What you have to do: State how many lines of the entries hold the string "this", and nothing more.

Input rows:
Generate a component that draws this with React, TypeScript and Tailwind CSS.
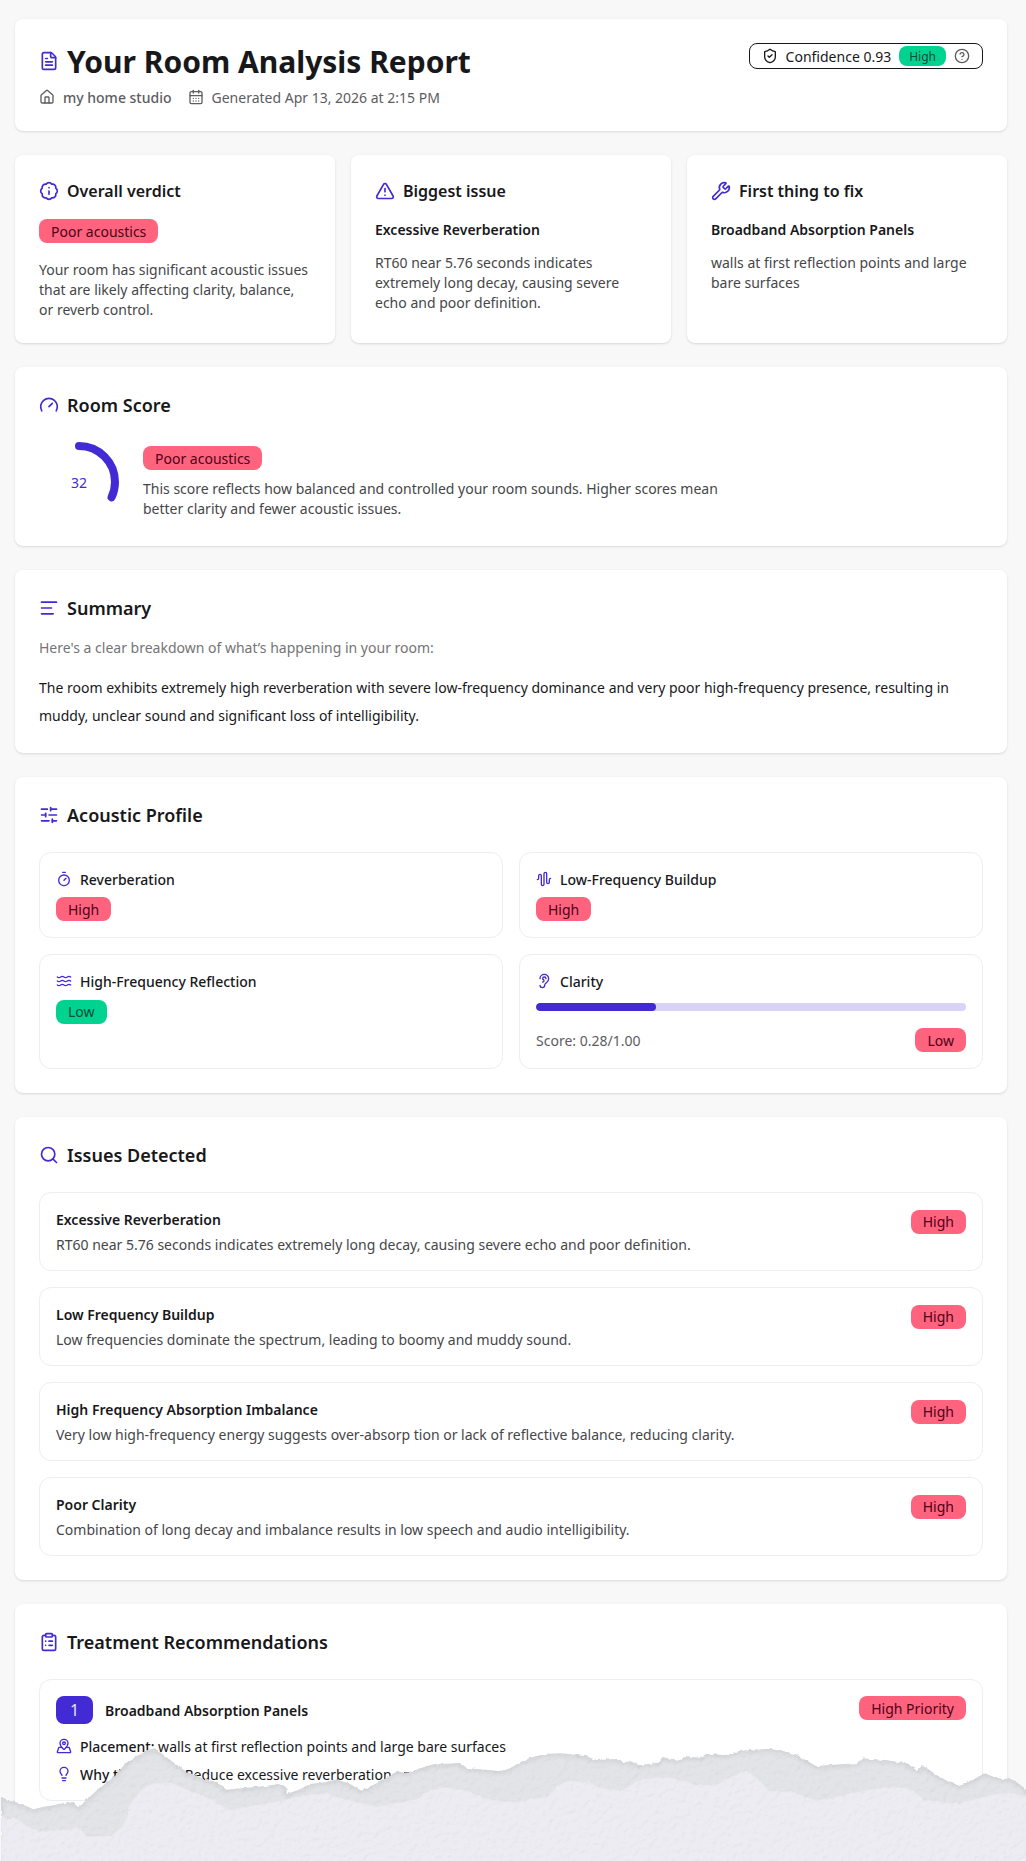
...
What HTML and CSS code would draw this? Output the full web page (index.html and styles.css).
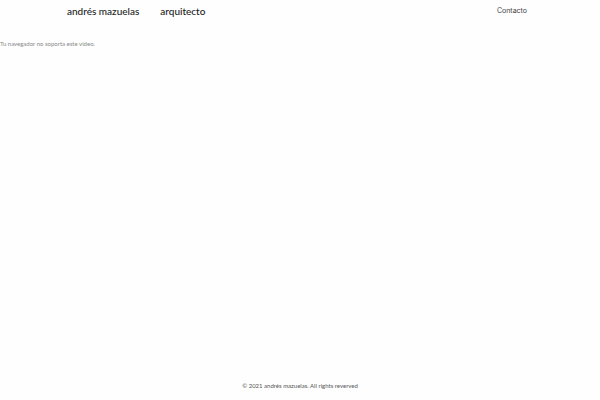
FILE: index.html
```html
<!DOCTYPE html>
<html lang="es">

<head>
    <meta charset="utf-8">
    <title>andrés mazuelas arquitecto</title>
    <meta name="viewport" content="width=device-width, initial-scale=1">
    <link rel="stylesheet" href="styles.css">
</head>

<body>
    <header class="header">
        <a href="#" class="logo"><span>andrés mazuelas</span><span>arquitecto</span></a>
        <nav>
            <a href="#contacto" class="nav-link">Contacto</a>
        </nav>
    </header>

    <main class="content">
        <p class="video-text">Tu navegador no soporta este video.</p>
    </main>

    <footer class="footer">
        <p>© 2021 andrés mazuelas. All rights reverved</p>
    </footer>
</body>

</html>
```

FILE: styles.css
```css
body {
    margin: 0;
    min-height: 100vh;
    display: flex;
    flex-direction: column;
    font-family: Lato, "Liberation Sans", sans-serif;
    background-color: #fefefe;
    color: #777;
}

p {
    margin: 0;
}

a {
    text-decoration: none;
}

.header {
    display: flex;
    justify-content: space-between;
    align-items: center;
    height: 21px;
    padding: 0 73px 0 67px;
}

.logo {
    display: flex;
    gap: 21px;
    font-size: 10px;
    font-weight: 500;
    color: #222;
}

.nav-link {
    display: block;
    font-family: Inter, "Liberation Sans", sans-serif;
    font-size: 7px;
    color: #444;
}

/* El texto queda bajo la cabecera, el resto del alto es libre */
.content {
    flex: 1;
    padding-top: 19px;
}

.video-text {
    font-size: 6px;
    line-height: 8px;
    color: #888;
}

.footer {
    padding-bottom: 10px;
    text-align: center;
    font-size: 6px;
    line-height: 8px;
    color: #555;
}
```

Written solution: 2